President Trump has claimed major progress in the Middle East by persuading the United Arab Emirates and Bahrain to join Egypt and Jordan in normalising ties with Israel. As soon as he took office, Trump aligned the US with Israel and Saudi Arabia, throwing down the gauntlet against the theocratic Iranian regime. He accused his predecessor Barack Obama of having pursued a policy of appeasement to the Iranian mullahs. He denounced Obama’s nuclear deal with Iran as “The worst deal in history” and lost no time in withdrawing the US from the ‘so-called’ Joint Comprehensive Plan of Action (JCPOA).

Next, Trump signed an executive order imposing a further round of “hard hitting” sanctions on Iran that sent shockwaves through the clerical dictatorship.
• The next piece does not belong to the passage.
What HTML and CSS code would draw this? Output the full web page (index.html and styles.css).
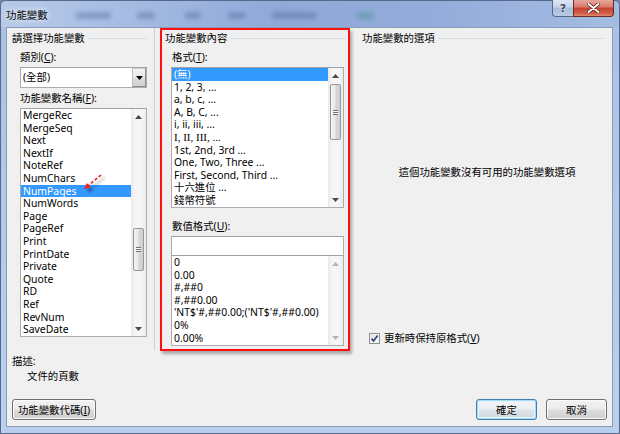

He listed Iran’s Islamic Revolutionary Guards Corps (IRGC) as a foreign terrorist organisation and condemned their malicious regional activities, including their provocative ballistic missile programme, their sabotage of oil tankers in the Gulf, as well as Iran’s ongoing support for Bashar al-Assad’s bloody civil war in Syria, the Houthi rebels in Yemen, the terrorist Hezbollah in Lebanon and the brutal Shi’ite militias in Iraq.

Trump went a stage further in January this year, ordering a drone strike on the IRGC Quds Force terrorist commander General Qassem Soleimani, as he drove out of Baghdad Airport in Iraq. Soleimani and Abu Mahdi al-Muhandis – the Iraqi chief of the terrorist Kata’ib Hezbollah, were both killed in the attack. Trump’s hard-line approach to the mullahs seems to be paying off. There are signs that their sponsorship of proxy wars around the zone appear to be waning, with the gradual withdrawal of IRGC-backed forces in Syria and Iraq, a looming peace conference in Yemen and plummeting support for the Iranian-backed Hezbollah in Lebanon in the wake of the devastating Beirut explosion.
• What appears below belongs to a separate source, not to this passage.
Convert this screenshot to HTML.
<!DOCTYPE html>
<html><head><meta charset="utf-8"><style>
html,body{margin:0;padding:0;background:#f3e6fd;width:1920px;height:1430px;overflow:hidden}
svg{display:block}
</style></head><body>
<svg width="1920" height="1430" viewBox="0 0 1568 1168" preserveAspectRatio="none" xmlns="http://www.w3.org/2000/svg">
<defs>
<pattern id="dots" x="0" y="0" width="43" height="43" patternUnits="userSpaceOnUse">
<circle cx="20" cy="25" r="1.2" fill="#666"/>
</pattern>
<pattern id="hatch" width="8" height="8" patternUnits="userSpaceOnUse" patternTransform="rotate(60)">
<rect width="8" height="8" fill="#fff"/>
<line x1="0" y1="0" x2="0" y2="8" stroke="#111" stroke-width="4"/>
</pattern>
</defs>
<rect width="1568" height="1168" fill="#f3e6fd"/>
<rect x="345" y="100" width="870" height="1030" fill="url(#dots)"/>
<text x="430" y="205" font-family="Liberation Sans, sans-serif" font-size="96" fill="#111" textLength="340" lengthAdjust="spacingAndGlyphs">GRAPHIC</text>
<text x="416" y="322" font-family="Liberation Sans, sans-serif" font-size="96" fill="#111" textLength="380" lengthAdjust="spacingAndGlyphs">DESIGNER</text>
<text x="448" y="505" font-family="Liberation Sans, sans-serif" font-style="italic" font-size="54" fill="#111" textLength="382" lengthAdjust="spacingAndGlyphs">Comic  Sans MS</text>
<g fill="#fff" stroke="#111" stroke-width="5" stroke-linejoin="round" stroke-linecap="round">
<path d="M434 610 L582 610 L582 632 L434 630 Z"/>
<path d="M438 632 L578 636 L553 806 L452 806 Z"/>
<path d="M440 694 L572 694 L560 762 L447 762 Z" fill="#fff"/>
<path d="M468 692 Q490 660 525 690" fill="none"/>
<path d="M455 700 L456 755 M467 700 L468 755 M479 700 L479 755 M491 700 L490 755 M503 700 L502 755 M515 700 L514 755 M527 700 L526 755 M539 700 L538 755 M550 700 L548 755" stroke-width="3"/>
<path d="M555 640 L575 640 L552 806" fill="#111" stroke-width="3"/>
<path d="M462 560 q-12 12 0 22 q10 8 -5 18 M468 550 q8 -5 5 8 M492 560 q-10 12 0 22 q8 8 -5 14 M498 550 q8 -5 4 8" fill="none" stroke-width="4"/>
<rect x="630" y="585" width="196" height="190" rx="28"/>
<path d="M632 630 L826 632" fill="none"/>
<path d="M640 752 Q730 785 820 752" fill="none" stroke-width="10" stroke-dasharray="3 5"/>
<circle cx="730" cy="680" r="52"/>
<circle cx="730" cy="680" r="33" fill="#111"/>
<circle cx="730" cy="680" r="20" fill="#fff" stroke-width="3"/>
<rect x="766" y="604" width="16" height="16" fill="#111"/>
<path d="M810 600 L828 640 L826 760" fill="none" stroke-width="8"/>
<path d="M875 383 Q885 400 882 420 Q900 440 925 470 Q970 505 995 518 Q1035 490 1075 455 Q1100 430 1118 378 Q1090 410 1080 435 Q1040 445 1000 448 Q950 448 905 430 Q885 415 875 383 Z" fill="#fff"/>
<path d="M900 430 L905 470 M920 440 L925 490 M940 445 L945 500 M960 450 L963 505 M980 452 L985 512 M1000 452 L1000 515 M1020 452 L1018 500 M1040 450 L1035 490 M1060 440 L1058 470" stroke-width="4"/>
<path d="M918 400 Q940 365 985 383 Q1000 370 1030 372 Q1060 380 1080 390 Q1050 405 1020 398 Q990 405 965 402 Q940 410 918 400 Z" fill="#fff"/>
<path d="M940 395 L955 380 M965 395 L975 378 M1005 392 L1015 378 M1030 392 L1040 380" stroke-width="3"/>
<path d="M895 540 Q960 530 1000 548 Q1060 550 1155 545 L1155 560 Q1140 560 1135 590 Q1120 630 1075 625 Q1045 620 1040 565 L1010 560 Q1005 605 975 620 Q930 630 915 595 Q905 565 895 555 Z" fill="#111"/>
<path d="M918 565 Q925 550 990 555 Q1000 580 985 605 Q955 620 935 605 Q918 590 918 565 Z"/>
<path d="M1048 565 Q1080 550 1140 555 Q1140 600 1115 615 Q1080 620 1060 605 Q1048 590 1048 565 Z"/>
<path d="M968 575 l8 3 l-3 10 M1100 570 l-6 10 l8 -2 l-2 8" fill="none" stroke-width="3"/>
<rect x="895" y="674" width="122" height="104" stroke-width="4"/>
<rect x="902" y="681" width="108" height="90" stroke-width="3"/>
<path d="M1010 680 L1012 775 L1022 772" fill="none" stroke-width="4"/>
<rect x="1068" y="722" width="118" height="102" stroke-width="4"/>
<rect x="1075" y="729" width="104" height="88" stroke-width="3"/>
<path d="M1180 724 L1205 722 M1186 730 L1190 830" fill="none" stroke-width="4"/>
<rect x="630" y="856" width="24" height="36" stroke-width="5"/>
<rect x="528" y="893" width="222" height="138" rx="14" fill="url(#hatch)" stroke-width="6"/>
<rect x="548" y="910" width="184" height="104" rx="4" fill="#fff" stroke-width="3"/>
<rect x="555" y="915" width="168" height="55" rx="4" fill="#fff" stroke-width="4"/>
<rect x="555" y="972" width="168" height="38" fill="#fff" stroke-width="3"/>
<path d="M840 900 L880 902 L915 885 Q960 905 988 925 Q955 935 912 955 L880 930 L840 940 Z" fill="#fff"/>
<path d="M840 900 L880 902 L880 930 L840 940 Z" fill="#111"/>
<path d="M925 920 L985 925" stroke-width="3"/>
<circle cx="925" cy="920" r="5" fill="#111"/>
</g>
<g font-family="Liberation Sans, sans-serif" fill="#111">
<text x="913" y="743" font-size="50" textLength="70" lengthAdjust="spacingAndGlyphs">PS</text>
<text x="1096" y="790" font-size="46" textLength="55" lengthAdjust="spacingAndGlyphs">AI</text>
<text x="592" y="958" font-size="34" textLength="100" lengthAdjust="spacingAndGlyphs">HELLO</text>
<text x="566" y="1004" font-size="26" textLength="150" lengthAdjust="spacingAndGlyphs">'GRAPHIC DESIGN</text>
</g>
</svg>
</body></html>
Both Joe Biden and Kamala Harris have pledged to sign America up again to the failed nuclear deal with Iran. This would presumably mean lifting sanctions and throwing a lifeline to the clerical regime. It would be regarded as a grave act of betrayal by the Iranian people, who crave regime change and look to the West to help them restore freedom, justice and democracy to their country. Iran’s 80 million citizens are seething with rage at their own government. They have suffered for four decades under the mullahs’ corrupt and murderous regime and they are calling for its overthrow.

In June, the US House of Representatives passed a resolution demanding action to counter the Iranian regime’s threats and recognising “the rights of the Iranian people and their struggle to establish a democratic, secular, and non-nuclear republic of Iran.” This bombshell resolution by Congress, on top of President Trump’s withering ‘maximum pressure’ campaign of sanctions, has brought the mullahs to their knees.
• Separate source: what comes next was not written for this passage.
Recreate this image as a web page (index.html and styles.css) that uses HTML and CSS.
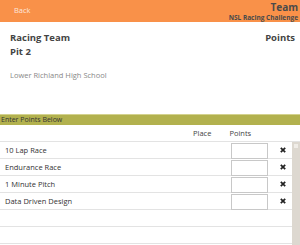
FILE: index.html
```html
<!DOCTYPE html>
<html>
<head>
<meta name="viewport" content="width=device-width, initial-scale=1">
<link rel="stylesheet" href="styles.css">
</head>
<body>

<div class="topbar">
  <span class="back">Back</span>
  <div class="titles">
    <div class="title">Team</div>
    <div class="subtitle">NSL Racing Challenge</div>
  </div>
</div>

<div class="team">
  <div class="team-row">
    <span class="team-name">Racing Team</span>
    <span class="team-points">Points</span>
  </div>
  <div class="pit">Pit 2</div>
  <div class="school">Lower Richland High School</div>
</div>

<div class="banner">Enter Points Below</div>

<div class="cols">
  <span class="col-place">Place</span>
  <span class="col-points">Points</span>
</div>

<div class="list-wrap">
  <div class="list">
    <div class="row">
      <span class="event">10 Lap Race</span>
      <input type="text" class="pts">
      <span class="del"><svg width="6" height="6" viewBox="0 0 6 6"><path d="M0.8 0.8L5.2 5.2M5.2 0.8L0.8 5.2" stroke="#222" stroke-width="1.7"/></svg></span>
    </div>
    <div class="row">
      <span class="event">Endurance Race</span>
      <input type="text" class="pts">
      <span class="del"><svg width="6" height="6" viewBox="0 0 6 6"><path d="M0.8 0.8L5.2 5.2M5.2 0.8L0.8 5.2" stroke="#222" stroke-width="1.7"/></svg></span>
    </div>
    <div class="row">
      <span class="event">1 Minute Pitch</span>
      <input type="text" class="pts">
      <span class="del"><svg width="6" height="6" viewBox="0 0 6 6"><path d="M0.8 0.8L5.2 5.2M5.2 0.8L0.8 5.2" stroke="#222" stroke-width="1.7"/></svg></span>
    </div>
    <div class="row">
      <span class="event">Data Driven Design</span>
      <input type="text" class="pts">
      <span class="del"><svg width="6" height="6" viewBox="0 0 6 6"><path d="M0.8 0.8L5.2 5.2M5.2 0.8L0.8 5.2" stroke="#222" stroke-width="1.7"/></svg></span>
    </div>
    <div class="row"></div>
    <div class="row"></div>
  </div>
  <div class="scrollbar"><div class="arrow"></div></div>
</div>

</body>
</html>
```
FILE: styles.css
```css
body {
  margin: 0;
  font-family: "Open Sans", Arial, sans-serif;
  color: #333;
  background: #fff;
  overflow: hidden;
}

/* Orange top bar */
.topbar {
  height: 22px;
  background-color: #f99149;
  display: flex;
  justify-content: space-between;
  align-items: flex-start;
  padding: 0 2px 0 14px;
}

.back {
  font-size: 7.5px;
  color: rgba(255,255,255,0.8);
  line-height: 20px;
}

.titles {
  text-align: right;
  font-weight: bold;
  color: #4a4a4a;
}

.title {
  font-size: 10px;
  line-height: 13px;
  margin-top: 1px;
}

.subtitle {
  font-size: 6.5px;
  line-height: 7px;
}

/* Team info */
.team {
  padding: 9px 5px 0 10px;
  height: 83px;
}

.team-row {
  display: flex;
  justify-content: space-between;
  font-size: 9.5px;
  font-weight: bold;
  color: #444;
  line-height: 14px;
}

.pit {
  font-size: 9.5px;
  font-weight: bold;
  color: #444;
  line-height: 14px;
}

.school {
  font-size: 7.5px;
  color: #888;
  margin-top: 11px;
}

.banner {
  background-color: #b2b14e;
  border-top: 1px solid #d3d28e;
  height: 10px;
  line-height: 10px;
  font-size: 7px;
  color: #333;
  padding-left: 1px;
}

.cols {
  display: flex;
  height: 16px;
  align-items: center;
  font-size: 7.5px;
  color: #444;
  border-bottom: 1px solid #e3e3e3;
}

.col-place {
  margin-left: 193px;
}

.col-points {
  margin-left: 18px;
}

/* Event list */
.list-wrap {
  display: flex;
}

.list {
  flex: 1;
}

.row {
  display: flex;
  align-items: center;
  height: 16px;
  border-bottom: 1px solid #e3e3e3;
  font-size: 7.5px;
  color: #333;
}

.event {
  flex: 1;
  padding-left: 5px;
}

.pts {
  width: 37px;
  height: 16px;
  box-sizing: border-box;
  border: 1px solid #c8c8c8;
  margin: 1px 0 0 0;
  padding: 0;
}

.del {
  width: 24px;
  display: flex;
  justify-content: flex-end;
  align-items: center;
  padding-right: 6px;
  box-sizing: border-box;
}

.scrollbar {
  width: 8px;
  background-color: #ddd8d0;
  height: 110px;
  padding-top: 2px;
}

.arrow {
  width: 4px;
  height: 4px;
  margin-left: 2px;
  background-color: #f0ede8;
}
```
But even as a cross-party coalition of Republicans and Democrats in the House of Representatives voted for this ground-breaking resolution, Joe Biden published his Democratic Party’s draft platform for the 2020 election, in which he says that he will oppose regime change in Tehran. Biden’s announcement has already been welcomed by an Iranian regime spokesman who said it was a “small but positive step in understanding the realities of Iran, but it is still ambitious.”

The increasingly dangerous and hostile actions of the mullahs should have sounded the alarm bells. Their repeated attacks on Saudi oil installations and on foreign flagged oil tankers in the Strait of Hormuz, shows that they have lost none of their warmongering aggression. Their brutal crackdown, killing 1500 and wounding and imprisoning thousands of other young protesters who took to the streets in nationwide uprisings last November, should also make Biden think again.

There may be a glimmer of hope. On Iran, Harris has appeared to be moving to the right of Obama and even of her boss, Joe Biden. She has said that although she supports re-entering the nuclear deal, she wants to see it “strengthened”, which has been a constant refrain of the Trump camp. In June 2017, she defied leading Democrats by supporting a Republican Bill aimed at imposing further tough new sanctions on the Iranian regime. With only two months until the US presidential elections, American voters have to decide who will make the best Commander-in-Chief. Future peace in the Middle East will rely on their decision.